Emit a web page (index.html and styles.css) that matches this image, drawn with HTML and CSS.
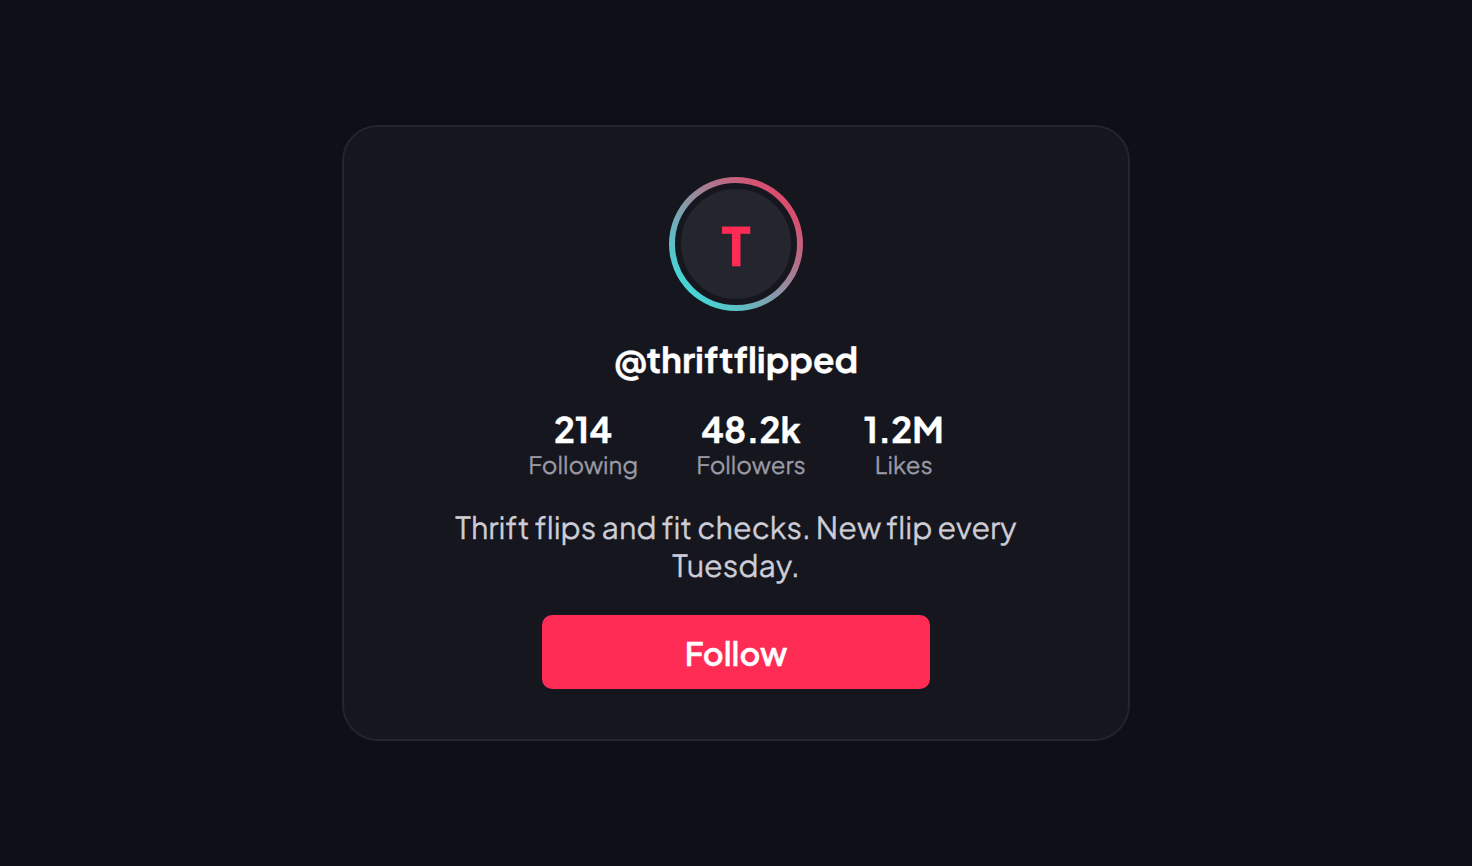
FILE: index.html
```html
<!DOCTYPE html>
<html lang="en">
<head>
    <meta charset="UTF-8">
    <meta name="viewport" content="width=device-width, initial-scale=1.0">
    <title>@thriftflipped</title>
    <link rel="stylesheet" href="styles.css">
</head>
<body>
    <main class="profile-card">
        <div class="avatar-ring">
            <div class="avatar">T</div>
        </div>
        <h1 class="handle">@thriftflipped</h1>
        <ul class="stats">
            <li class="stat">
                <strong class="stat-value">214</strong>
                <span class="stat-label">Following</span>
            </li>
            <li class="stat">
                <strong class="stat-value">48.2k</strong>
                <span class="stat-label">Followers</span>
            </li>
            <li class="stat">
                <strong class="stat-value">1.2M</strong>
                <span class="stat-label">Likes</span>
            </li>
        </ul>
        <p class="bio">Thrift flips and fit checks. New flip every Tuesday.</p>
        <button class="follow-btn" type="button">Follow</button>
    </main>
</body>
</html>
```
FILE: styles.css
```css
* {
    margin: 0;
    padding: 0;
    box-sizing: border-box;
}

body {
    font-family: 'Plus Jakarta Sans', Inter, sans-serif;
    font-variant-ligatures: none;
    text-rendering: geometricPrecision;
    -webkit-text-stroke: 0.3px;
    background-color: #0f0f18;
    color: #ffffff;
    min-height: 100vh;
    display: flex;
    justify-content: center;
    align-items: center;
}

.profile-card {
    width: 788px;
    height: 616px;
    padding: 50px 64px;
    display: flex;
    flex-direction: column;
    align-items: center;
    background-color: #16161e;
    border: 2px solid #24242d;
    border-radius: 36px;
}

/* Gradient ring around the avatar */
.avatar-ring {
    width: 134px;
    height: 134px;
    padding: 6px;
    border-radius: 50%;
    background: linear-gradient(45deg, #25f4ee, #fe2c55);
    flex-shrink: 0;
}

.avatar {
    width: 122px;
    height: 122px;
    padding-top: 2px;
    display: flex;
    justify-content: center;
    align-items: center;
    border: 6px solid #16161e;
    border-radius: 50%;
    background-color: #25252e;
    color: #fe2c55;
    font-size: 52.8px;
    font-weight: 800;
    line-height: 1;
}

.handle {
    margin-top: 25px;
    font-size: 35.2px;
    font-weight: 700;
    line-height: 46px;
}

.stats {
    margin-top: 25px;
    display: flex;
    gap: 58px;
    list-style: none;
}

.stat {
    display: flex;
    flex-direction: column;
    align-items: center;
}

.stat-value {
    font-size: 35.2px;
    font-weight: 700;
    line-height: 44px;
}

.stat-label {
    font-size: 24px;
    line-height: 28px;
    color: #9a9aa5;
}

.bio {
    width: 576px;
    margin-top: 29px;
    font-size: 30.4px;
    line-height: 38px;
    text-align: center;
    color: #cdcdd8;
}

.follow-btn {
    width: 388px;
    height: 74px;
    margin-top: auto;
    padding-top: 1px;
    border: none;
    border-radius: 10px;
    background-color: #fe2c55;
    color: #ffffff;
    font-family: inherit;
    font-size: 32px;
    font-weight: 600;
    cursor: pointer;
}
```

========================================================================

Prompt = Copy every line of the listing where the word "styles" appears.

Reply to the exercise =
Emit a web page (index.html and styles.css) that matches this image, drawn with HTML and CSS.
    <link rel="stylesheet" href="styles.css">
FILE: styles.css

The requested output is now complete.